Sabbioncello: padre Massimo, il frate guardiano che pianta gelsomini in memoria della mamma, e il Natale con 3 presepi
Il primo presepe allestito in chiesa
Un augurio affinchè Gesù nasca dalle viscere della Terra e dunque dal profondo del nostro cuore, che ritorni al centro della vita dell'uomo e che ci aiuti a raggiungere quell'opera d'arte alla quale ciascuno è stato chiamato.
Classe 1954, nativo di Cremona, entrato in convento a 19 anni attratto dal fascino della vita del poverello di Assisi, che fin da bambino aveva potuto respirare grazie alla sua famiglia di contadini e alla maestra elementare che gli era stata da esempio con i suoi insegnamenti, ha potuto fare rientro in Lombardia dopo 50 anni in giro per il mondo.
Missionario francescano in Africa, poi insegnante di teologia spirituale ha fatto tappa in ben 17 conventi e qui, in memoria della cara mamma Gelsomina, ha sempre piantato l'omonimo rampicante. Da quel fiore oggi ne estrae l'essenza profumata per ricavarne profumi da regalare.
Padre Massimo con il secondo presepe africano allestito sul pozzo nel chiostro
Del convento di Sabbioncello, dove oggi ci sono 16 francescani e tre clarisse anziane, ha già imparato ad assaporare il fermento che vi gravita attorno con i tanti volontari, amici, devoti che fanno parte di gruppi di preghiera, di ascolto, di servizio alla liturgia.
Padre Massimo con il presepe nel refettorio, opera della mamma Gelsomina
Per questo Natale ha voluto che fossero tre i presepi allestiti, con i quali porgere gli auguri ai fedeli.
Il primo posto a sinistra dell'ingresso, nella cappella diventata una grotta. Musica e luci fanno da sottofondo alla natività in forma agreste, con i pastori e le persone attorno alla grotta, vestite in abiti semplici proprio per rammentare le origini e l'incarnazione di Dio nella povertà, in un uomo che è venuto dalle viscere della Terra.
Alcuni dettagli delle vesti ricavate a mano da parametri sacri dismessi
Il secondo presepe si trova nel cuore del convento, esattamente sul pozzo che è al centro del chiostro. Si tratta di bellissime statue lignee provenienti dal Burundi, dove le forme dei corpi scolpiti e l'espressività dei volti raccontano la grandezza dell'artista che ha voluto un bambinello adagiato sulle mani di Maria e di Giuseppe, in alternanza. Il messaggio è quello di riportare Dio al centro della nostra esistenza, di farlo tornare a essere il fulcro delle nostre azioni con un Salvatore che è acqua, come quella del pozzo, capace di dissetare i nostri bisogni.

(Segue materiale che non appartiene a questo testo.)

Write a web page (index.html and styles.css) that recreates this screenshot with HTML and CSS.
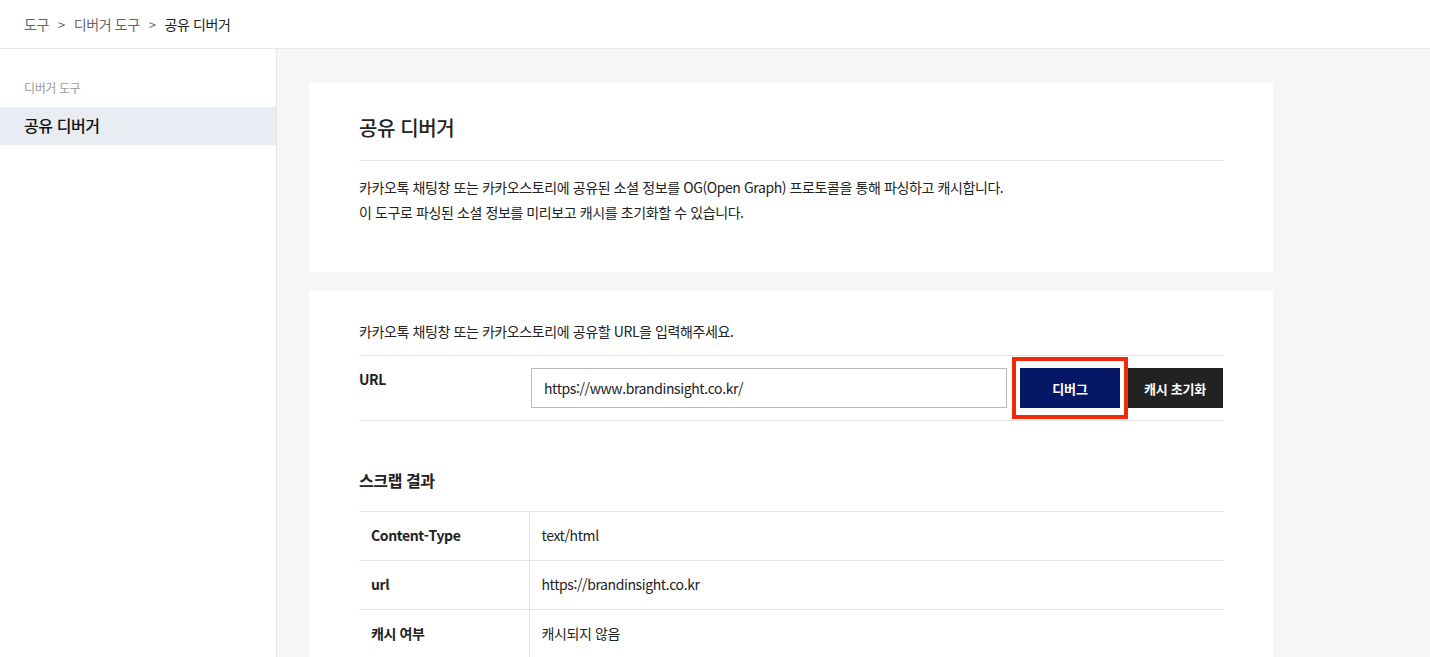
FILE: index.html
```html
<!DOCTYPE html>
<html lang="ko">
<head>
  <meta charset="utf-8">
  <title>공유 디버거</title>
  <link rel="stylesheet" href="styles.css">
</head>
<body>

<div class="header">
  <span class="crumb">도구</span>
  <span class="sep">&gt;</span>
  <span class="crumb">디버거 도구</span>
  <span class="sep">&gt;</span>
  <span class="crumb current">공유 디버거</span>
</div>

<div class="layout">
  <div class="sidebar">
    <div class="side-title">디버거 도구</div>
    <div class="side-item active">공유 디버거</div>
  </div>

  <div class="main">
    <div class="card intro">
      <h2 class="card-title">공유 디버거</h2>
      <p class="desc">카카오톡 채팅창 또는 카카오스토리에 공유된 소셜 정보를 OG(Open Graph) 프로토콜을 통해 파싱하고 캐시합니다.<br>이 도구로 파싱된 소셜 정보를 미리보고 캐시를 초기화할 수 있습니다.</p>
    </div>

    <div class="card form">
      <p class="guide">카카오톡 채팅창 또는 카카오스토리에 공유할 URL을 입력해주세요.</p>
      <div class="url-row">
        <label class="url-label" for="url">URL</label>
        <input type="text" id="url" class="url-input" value="https://www.brandinsight.co.kr/">
        <span class="mark">
          <button type="button" class="btn btn-debug">디버그</button>
        </span>
        <button type="button" class="btn btn-reset">캐시 초기화</button>
      </div>

      <h3 class="result-title">스크랩 결과</h3>
      <table class="result">
        <tr>
          <th>Content-Type</th>
          <td>text/html</td>
        </tr>
        <tr>
          <th>url</th>
          <td>https://brandinsight.co.kr</td>
        </tr>
        <tr>
          <th>캐시 여부</th>
          <td>캐시되지 않음</td>
        </tr>
      </table>
    </div>
  </div>
</div>

</body>
</html>
```

FILE: styles.css
```css
* {
  box-sizing: border-box;
}

body {
  margin: 0;
  font-family: "Noto Sans CJK KR", "Noto Sans", sans-serif;
  color: #222;
  background: #fff;
  letter-spacing: -0.4px;
  overflow: hidden;
}

.header {
  height: 49px;
  padding: 0 24px;
  display: flex;
  align-items: center;
  gap: 9px;
  font-size: 14px;
  border-bottom: 1px solid #e6e6e6;
  background: #fff;
}

.crumb {
  color: #666;
}

.crumb.current {
  color: #222;
}

.sep {
  color: #666;
  font-size: 13px;
}

.layout {
  display: flex;
  height: 608px;
}

.sidebar {
  width: 277px;
  flex-shrink: 0;
  border-right: 1px solid #e6e6e6;
  padding-top: 28px;
}

.side-title {
  padding: 0 24px;
  font-size: 12px;
  line-height: 22px;
  color: #999;
  margin-bottom: 8px;
}

.side-item {
  padding: 0 24px;
  height: 38px;
  line-height: 37px;
  font-size: 16px;
  font-weight: 500;
  color: #111;
}

.side-item.active {
  background: #e9ecf3;
}

.main {
  flex: 1;
  background: #f5f6f6;
  padding: 33px 32px 0;
}

.card {
  width: 964px;
  background: #fff;
  padding: 0 50px;
}

.intro {
  height: 190px;
  padding-top: 32px;
  margin-bottom: 18px;
}

.card-title {
  margin: 0;
  font-size: 20px;
  font-weight: 500;
  line-height: 28px;
  padding-bottom: 18px;
  border-bottom: 1px solid #e4e4e4;
}

.desc {
  margin: 14px 0 0;
  font-size: 14px;
  line-height: 25px;
  color: #222;
}

.form {
  padding-top: 29px;
  height: 400px;
}

.guide {
  margin: 0 0 12px;
  font-size: 14px;
  line-height: 24px;
}

.url-row {
  display: flex;
  align-items: flex-start;
  padding: 12px 0;
  border-top: 1px solid #e4e4e4;
  border-bottom: 1px solid #e4e4e4;
}

.url-label {
  width: 172px;
  font-size: 14px;
  font-weight: 700;
  line-height: 22px;
}

.url-input {
  flex: 1;
  height: 40px;
  margin: 0;
  padding: 0 12px;
  border: 1px solid #b8b8b8;
  border-radius: 0;
  font-family: inherit;
  font-size: 14px;
  letter-spacing: -0.4px;
  color: #222;
  outline: none;
}

.btn {
  height: 40px;
  border: none;
  border-radius: 0;
  font-family: inherit;
  font-size: 13px;
  font-weight: 700;
  letter-spacing: -0.2px;
  color: #fff;
  cursor: pointer;
}

.mark {
  position: relative;
  margin: 0 7px 0 13px;
  display: block;
}

.mark::after {
  content: "";
  position: absolute;
  left: -8px;
  right: -8px;
  top: -11px;
  bottom: -11px;
  border: 4px solid #f2280b;
}

.btn-debug {
  width: 100px;
  display: block;
  background: #061766;
}

.btn-reset {
  width: 96px;
  background: #222;
}

.result-title {
  margin: 47px 0 19px;
  font-size: 16px;
  font-weight: 700;
  line-height: 24px;
}

.result {
  width: 100%;
  border-collapse: collapse;
  font-size: 14px;
}

.result tr {
  border-top: 1px solid #e4e4e4;
}

.result th,
.result td {
  height: 49px;
  padding: 0 12px 3px;
  text-align: left;
}

.result th {
  width: 170px;
  font-weight: 700;
  border-right: 1px solid #e4e4e4;
}

.result td {
  font-weight: 400;
}
```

Tutti indossano vesti preziose per raccontare la grandezza e la magnificenza di questo Dio fatto bambino. Le stoffe di questi abiti sono state cucite su misura e poi "vestite" sulle statuine dalla mamma di padre Massimo che le ha ricavate dai paramenti sacri dismessi. Un vero capolavoro e un'opera d'arte, proprio come quella che ogni uomo è chiamato a diventare.
È con questi tre pensieri, derivanti da altrettante natività, che padre Massimo e tutti i francescani hanno voluto porgere gli auguri di buon Natale alla comunità meratese.